[RFC][VTA] bfloat16/fp8/fp9/posit tensor core


#1

Over the past year, we (Stillwater and Calligo) have developed several posit data paths and posit data path generators. We are now looking at integrating these data paths into VTA through a Chisel data path generator.

One observation that came out of our research is the fact that at the arithmetic level, all these number systems, fp32, float16, bfloat16, ms-fp8/fp9, and all the posit configurations can be unified in the data path. The only difference is the minimum size of the scale and significant in each floating point representation.

We want to design a unified floating point pipeline for VTA that will be able to support the key floating point formats: fp16/fp32/bfloat16/ms-fp8/ms-fp9/posit<[4-16],[0-3]>.
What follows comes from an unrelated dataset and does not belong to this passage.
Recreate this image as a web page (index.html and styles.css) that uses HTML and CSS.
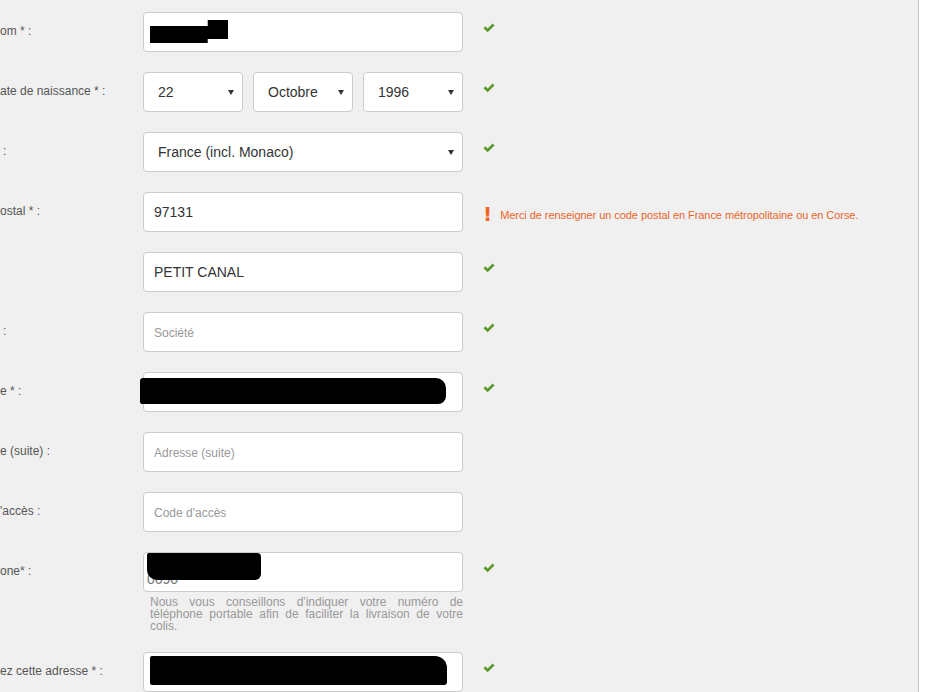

There are a couple of key components that will require investigations regarding their parameterization. The list includes:

1- the super accumulators needed to support the possible fused dot products and mixed-precision tensor operations
2- the register files holding the triple format (sign, scale, fraction)
3- the size and exceptions around the scale processing
4- the size and rounding operations around the significant processing
5- the intermediate rounding or deferment

We are looking for collaborators to create a data path generator for VTA that will enable the VTA to be used to study learning rates and recall accuracy among all these different number systems.